One of the first season episodes of “Taxi” featured Danny DeVito’s character of Louie playing violin in a single scene. A tabloid sneaked a photo of the act attached to a story claiming DeVito was abandoning his acting career in order to perfect his violin skills. DeVito’s relatives took the bait and called him for confirmation of the fake story.
The role of Bobby was written with an African-American actor in mind. The producers had a variety of actors reads for the part and Cleavon Little was a finalist for the role. Jeff Conaway was originally in the running to play John Burns (who only lasted for the first season) but asked to try out for the Bobby character. Conaway was the only white actor who read for the role.
Inspired By Real Life
In 1975, “Taxi” creators James L. Brooks and David Davis read an article in New York magazine about a group of New York taxi drivers who worked the night shift. They were inspired by the article called “Night-Shifting for the Hip Fleet” by Mark Jacobson, and the seeds for “Taxi” were planted.

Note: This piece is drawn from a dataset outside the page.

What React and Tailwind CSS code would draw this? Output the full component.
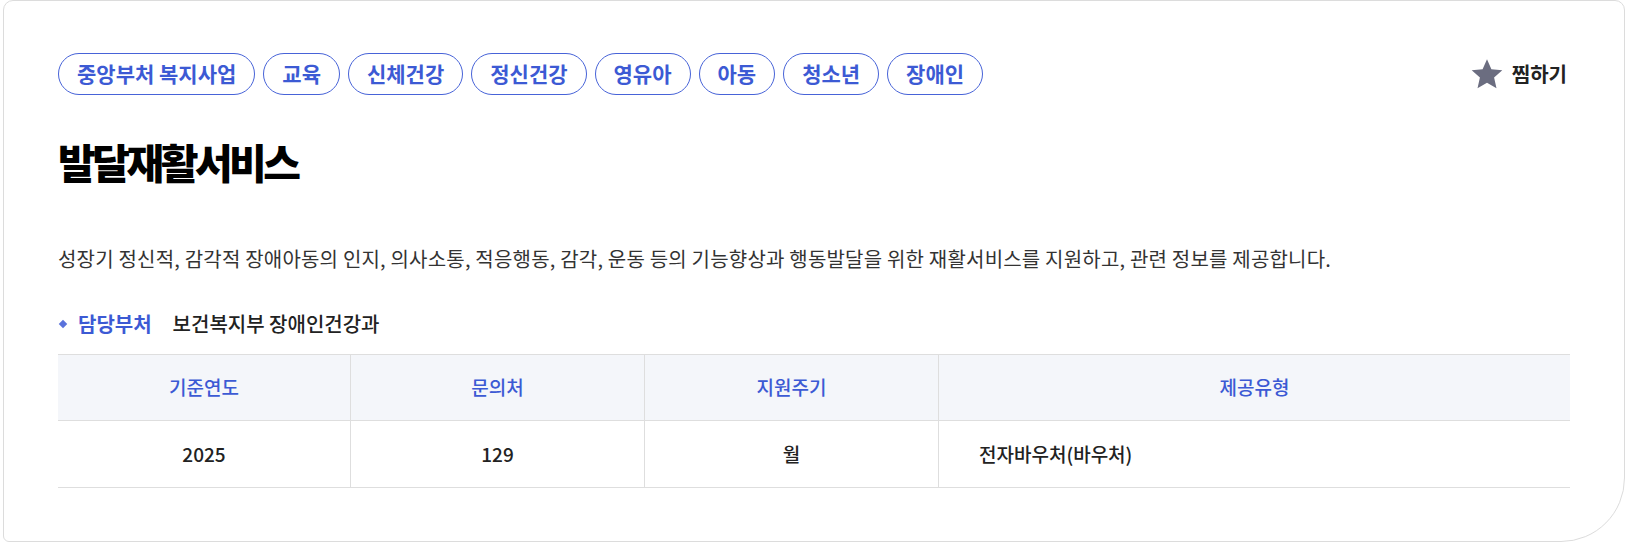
const tags = ['중앙부처 복지사업', '교육', '신체건강', '정신건강', '영유아', '아동', '청소년', '장애인']

const columns = [
  { label: '기준연도', value: '2025' },
  { label: '문의처', value: '129' },
  { label: '지원주기', value: '월' },
  { label: '제공유형', value: '전자바우처(바우처)', left: true },
]

const StarIcon = () => (
  <svg width="34" height="34" viewBox="0 0 24 24" fill="#6b6d80">
    <path d="M12 1.6l3.1 7.1 7.7.7-5.8 5.1 1.7 7.6L12 18.1l-6.7 4 1.7-7.6-5.8-5.1 7.7-.7z" />
  </svg>
)

export default function App() {
  return (
    <div className="bg-white px-[3px] font-['Noto_Sans_CJK_KR','Noto_Sans',sans-serif]">
      <div className="border border-[#dcdcdc] rounded-tl-[10px] rounded-tr-[10px] rounded-bl-[6px] rounded-br-[64px] px-[54px] pt-[52px] pb-[53px]">
        {/* 분류 태그 + 찜하기 */}
        <div className="flex items-center justify-between">
          <div className="flex gap-2">
            {tags.map((tag) => (
              <span
                key={tag}
                className="flex h-[42px] items-center rounded-full border border-[#4763d8] px-[18px] text-[21px] font-semibold text-[#3c5ad4]"
              >
                {tag}
              </span>
            ))}
          </div>
          <button className="flex items-center gap-[8px] pr-[3px] text-[20px] font-semibold text-[#222]">
            <StarIcon />
            찜하기
          </button>
        </div>

        {/* 제목 */}
        <h1 className="mt-[42px] text-[41px] font-black leading-[48px] tracking-[-3.5px] text-black">
          발달재활서비스
        </h1>

        <p className="mt-[60px] text-[20px] leading-[28px] tracking-[0.2px] text-[#333]">
          성장기 정신적, 감각적 장애아동의 인지, 의사소통, 적응행동, 감각, 운동 등의 기능향상과 행동발달을 위한 재활서비스를 지원하고, 관련 정보를 제공합니다.
        </p>

        {/* 담당부처 */}
        <div className="mt-[37px] flex items-center text-[20px] leading-[28px]">
          <span className="ml-[2px] mr-[12px] h-[6px] w-[6px] rotate-45 bg-[#5a72dc]" />
          <span className="font-bold text-[#3c5ad4]">담당부처</span>
          <span className="ml-[21px] font-medium text-[#222]">보건복지부 장애인건강과</span>
        </div>

        {/* 정보 표 */}
        <div className="mt-[16px] border-y border-[#dedede]">
          <div className="grid grid-cols-[292px_294px_294px_1fr] border-b border-[#dedede] bg-[#f4f6fa]">
            {columns.map((col, i) => (
              <div
                key={col.label}
                className={`flex h-[65px] items-center justify-center text-[19px] font-medium text-[#3c5ad4] ${i > 0 ? 'border-l border-[#dedede]' : ''}`}
              >
                {col.label}
              </div>
            ))}
          </div>
          <div className="grid grid-cols-[292px_294px_294px_1fr]">
            {columns.map((col, i) => (
              <div
                key={col.label}
                className={`flex h-[66px] items-center text-[19px] font-medium text-[#222] ${col.left ? 'justify-start pl-[40px]' : 'justify-center'} ${i > 0 ? 'border-l border-[#dedede]' : ''}`}
              >
                {col.value}
              </div>
            ))}
          </div>
        </div>
      </div>
    </div>
  )
}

Make-up artists rarely get credit for their miraculous work. On “Taxi,” they made Victor Buono, who played Rev. Jim Ignatowski’s father, Mr. Caldwell, look believable for the role even though he was only 10 months older than actor Christopher Lloyd, who played his son. Likewise, Susan Kellermann convincingly played Latka’s mother Greta despite being only five years older than Andy Kaufman.
Roaming The Neighborhood
Before he developed drug problems in his pre-Taxi days, Jeff Conaway had a small part on the smash hit “The Mary Tyler Moore Show,” another show directed by James Burrows. Judd Hirsch also appeared on “Rhoda,” a “Mary Tyler Moore” spinoff also directed by Burrows. Burrows apparently remembered talent as well as he recognized it.
James Burrows and James L Brooks, along with their group of top-notch writers and producers, were responsible for such iconic shows as “The Mary Tyler Moore Show” and “Rhoda and Phyllis.” The group wanted to expand their repertoire to include “guy shows” which spawned “Taxi” and ultimately “Cheers.”
The hit movie Grease helped launch the careers of two “Taxi” stars. Conaway starred in the movie version of Grease, the top grossing film of 1978 and the same year he landed his “Taxi” role. Conaway had also starred as Danny in “Grease on Broadway.” Coincidentally, “Taxi” co-star Marilu Henner starred in Grease as Marty in the original Kingston Mines Chicago production.
Jim Carrey played the real life version of Andy Kaufman in a 1999 movie based on Kaufman’s life and career called Man on the Moon. The offbeat film brought the entire “Taxi” cast back together again as they reconstructed the Kaufman-inspired drama and madness from the original hit TV show.
Carol Kane is well-known for her role as Simka, the eventual wife of Latka, on “Taxi.” But in 1979, concurrent with playing her hysterically funny role on Taxi, Kane starred in the slasher classic When a Stranger Calls, deemed by many as one of the most terrifying movies ever made. And another talented “Taxi” actor, Judd Hirsch, coming up…
Pushing The Limits
In 1980, when “Taxi” was at the peak of its popularity, Judd Hirsch starred in the highly acclaimed movie Ordinary People. A creation of Robert Redford, the heavy-handed family melodrama won the most Academy Awards that year, including Best Picture, although Hirsch’s outstanding performance left him empty-handed.
A TV cast often claims they are like family but apparently that was not the case with “Taxi.” Judd Hirsch has publicly stated more than once that the entire “Taxi” cast hated Andy Kaufman. Cindy Williams (Shirley on “Laverne and Shirley”) apparently disagreed; she dated Andy Kaufman for a long time while he worked on “Taxi.”